TEXT: Text-Routed Sparse Mixture of Experts for Multimodal Sentiment Analysis with Explanation Enhancement and Temporal Alignment: This paper proposes TEXT, a model that leverages MLLMs to generate natural language explanations for audio and video modalities to enhance modal representations, designs a lightweight temporal alignment module combining the strengths of Mamba and temporal cross-attention, and employs text-routed sparse mixture of experts for cross-modal fusion. TEXT comprehensively outperforms prior SOTA methods and large models such as GPT-4o across four MSA benchmarks.
Thucy: An LLM-based Multi-Agent System for Claim Verification across Relational Databases: This paper presents Thucy, the first multi-agent claim verification system supporting cross-database and cross-table reasoning. Led by a Verifier agent, it coordinates three specialized agents (Data/Schema/SQL Expert) with zero prior knowledge of the data sources, enabling autonomous discovery, reasoning, and SQL evidence generation. Thucy surpasses the previous SOTA by 5.6 percentage points on TabFact (94.3%).
Towards Authentic Movie Dubbing with Retrieve-Augmented Director-Actor Interaction Learning: Authentic-Dubber simulates the director-actor interaction workflow in real-world dubbing by constructing a multimodal reference footage library, employing an emotion-similarity-based retrieval-augmented strategy, and adopting a progressive graph-based speech generation approach.
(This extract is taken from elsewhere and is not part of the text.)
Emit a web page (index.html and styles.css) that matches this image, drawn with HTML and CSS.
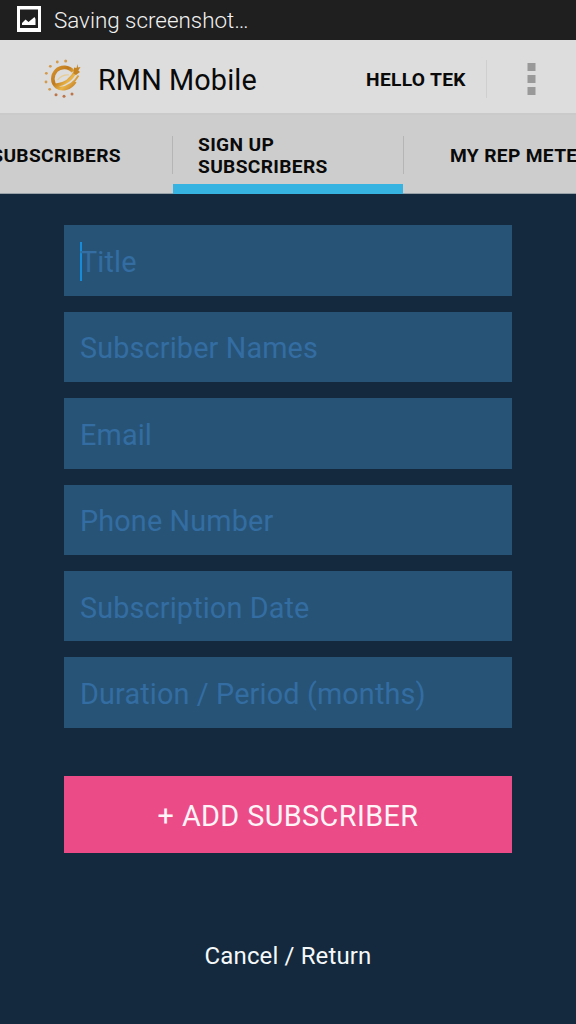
FILE: index.html
```html
<!DOCTYPE html>
<html lang="en">
<head>
<meta charset="utf-8">
<title>RMN Mobile</title>
<link rel="stylesheet" href="styles.css">
</head>
<body>
<div class="screen">
  <div class="status">
    <svg class="status-icon" width="24" height="26" viewBox="0 0 24 26">
      <path fill="#fff" fill-rule="evenodd" d="M0 0H24V26H0ZM3 3.500V22H21V3.500Z"/>
      <path fill="#fff" d="M5 19V17L8.500 13.500L11.500 16L17.500 11L18.500 13V19Z"/>
    </svg>
    <span class="status-text">Saving screenshot…</span>
  </div>
  <header class="appbar">
    <svg class="logo" width="40" height="40" viewBox="0 0 40 40">
      <defs>
        <linearGradient id="gold" x1="8" y1="8" x2="34" y2="32" gradientUnits="userSpaceOnUse">
          <stop offset="0" stop-color="#dc9a35"/>
          <stop offset=".4" stop-color="#c07a1c"/>
          <stop offset=".65" stop-color="#e9b548"/>
          <stop offset="1" stop-color="#b96e1c"/>
        </linearGradient>
      </defs>
      <g fill="#d39a4c">
        <circle cx="22.700" cy="3" r="1.500"/><circle cx="14.300" cy="4" r="1.400"/>
        <circle cx="7.300" cy="8.300" r="1.400"/><circle cx="3.300" cy="15.300" r="1.400"/>
        <circle cx="3" cy="24" r="1.400"/><circle cx="6.700" cy="31.300" r="1.400"/>
        <circle cx="13" cy="36.700" r="1.500" fill="#bd7448"/><circle cx="21" cy="38.300" r="1.500" fill="#bd7448"/>
        <circle cx="29" cy="36" r="1.500" fill="#bd7448"/>
      </g>
      <g fill="none" stroke="url(#gold)">
        <path stroke-width="3.600" d="M30 13.500C26 8.500 18 7.800 13.300 12.500C8.500 17.500 8.700 25 13.500 28.700C19 32.700 27.500 30.500 32 23.500"/>
        <path stroke-width="3.200" d="M13 27C22 26.500 29 20.500 33 12.500"/>
        <path stroke-width="1.800" d="M17 30C26 28.500 31.500 24.500 35.500 17.500"/>
      </g>
      <path fill="#c58424" d="M30.500 15.500L31 9.500L33.500 10L34.500 6L35 9.500L37.500 9L35.300 12.500L37 14L33 17Z"/>
      <path d="M14.500 22Q19 16.500 26 17" fill="none" stroke="#e8cd92" stroke-width="1.200"/>
    </svg>
    <h1 class="title">RMN Mobile</h1>
    <span class="hello">HELLO TEK</span>
    <svg class="more" width="9" height="34" viewBox="0 0 9 34" fill="#999">
      <path d="M.5 1h8v8h-8zM.5 13h8v8h-8zM.5 25h8v8h-8z"/>
    </svg>
  </header>
  <nav class="tabs">
    <div class="tab tab-prev">SUBSCRIBERS</div>
    <div class="tab tab-active">SIGN UP<br>SUBSCRIBERS</div>
    <div class="tab tab-next">MY REP METE</div>
  </nav>
  <main class="form">
    <div class="field field-focus">Title</div>
    <div class="field">Subscriber Names</div>
    <div class="field">Email</div>
    <div class="field">Phone Number</div>
    <div class="field">Subscription Date</div>
    <div class="field">Duration / Period (months)</div>
    <div class="button">+ ADD SUBSCRIBER</div>
    <div class="cancel">Cancel / Return</div>
  </main>
</div>
</body>
</html>
```
FILE: styles.css
```css
* { box-sizing: border-box; }
body { margin: 0; font-family: Roboto, "Liberation Sans", sans-serif; }
.screen {
  width: 576px;
  height: 1024px;
  overflow: hidden;
  display: flex;
  flex-direction: column;
  background: #14293d;
}
.status {
  height: 40px;
  flex: none;
  display: flex;
  align-items: center;
  background: #1f1f1f;
  padding-left: 17px;
}
.status-icon { margin-top: -2px; }
.status-text {
  margin-left: 13px;
  font-size: 22.4px;
  font-weight: 300;
  color: #f2f2f2;
}
.appbar {
  height: 73px;
  flex: none;
  display: flex;
  align-items: center;
  background: #ddd;
  padding-left: 43px;
}
.logo { margin-top: 3px; }
.title {
  margin: 6px 0 0 15px;
  font-size: 28.8px;
  font-weight: 400;
  line-height: 34px;
  letter-spacing: .12px;
  color: #0a0a0a;
  width: 268px;
}
.hello {
  width: 121px;
  height: 38px;
  margin-top: 5px;
  line-height: 39px;
  border-right: 1px solid #cfcfcf;
  font-size: 19.2px;
  font-weight: 700;
  letter-spacing: .33px;
  color: #0a0a0a;
}
.more { margin: 4px 0 0 40px; }
.tabs {
  height: 81px;
  flex: none;
  display: grid;
  grid-template-columns: 173px 231px 172px;
  background: #cdcdcd;
  border-top: 2px solid #cacaca;
  border-bottom: 1px solid #99a1a8;
  margin-bottom: -1px;
}
.tab {
  display: flex;
  align-items: center;
  font-size: 19.2px;
  font-weight: 700;
  line-height: 22px;
  letter-spacing: .33px;
  white-space: nowrap;
  color: #0a0a0a;
  padding-top: 4px;
  background: linear-gradient(#b5b5b5, #b5b5b5) right 21px / 1px 38px no-repeat;
}
.tab-prev { justify-content: flex-end; padding-right: 52px; }
.tab-active {
  padding-left: 25px;
  position: relative;
}
.tab-active::after {
  content: "";
  position: absolute;
  left: 0;
  right: 1px;
  bottom: -1px;
  height: 10px;
  background: #37b3e2;
}
.tab-next { padding-left: 46px; background: none; }
.form {
  padding: 32.4px 64px 0;
  display: flex;
  flex-direction: column;
}
.field {
  height: 70.4px;
  margin-bottom: 16px;
  padding: 3px 16px 0;
  display: flex;
  align-items: center;
  font-size: 28.8px;
  letter-spacing: .14px;
  background: #275377;
  color: #336da2;
  white-space: nowrap;
}
.field-focus::before {
  content: "";
  width: 2px;
  height: 39px;
  margin: -2px -2px 0 0;
  background: #168bdc;
}
.button {
  height: 76.8px;
  margin-top: 32px;
  padding-top: 3px;
  display: flex;
  align-items: center;
  justify-content: center;
  background: #eb4c87;
  color: #fff4f8;
  font-size: 28.8px;
  letter-spacing: .4px;
}
.cancel {
  margin-top: 88px;
  text-align: center;
  font-size: 24px;
  line-height: 30px;
  letter-spacing: .13px;
  color: #f4f8fa;
}
```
The method significantly improves the emotional expressiveness of automatic movie dubbing, achieving state-of-the-art emotion accuracy and MOS scores on the V2C-Animation dataset.
USE: A Unified Model for Universal Sound Separation and Extraction: The paper proposes USE, a unified framework that employs an EDA network to infer the number of sound sources and generate acoustic cues for sound separation (SS), and a multimodal fusion network to interpret user-provided text/video/label cues for target sound extraction (TSE). Joint training with cross-task alignment enables mutual reinforcement between the two tasks, achieving +1.4 dB SDR on SS and 86% matching accuracy on TSE.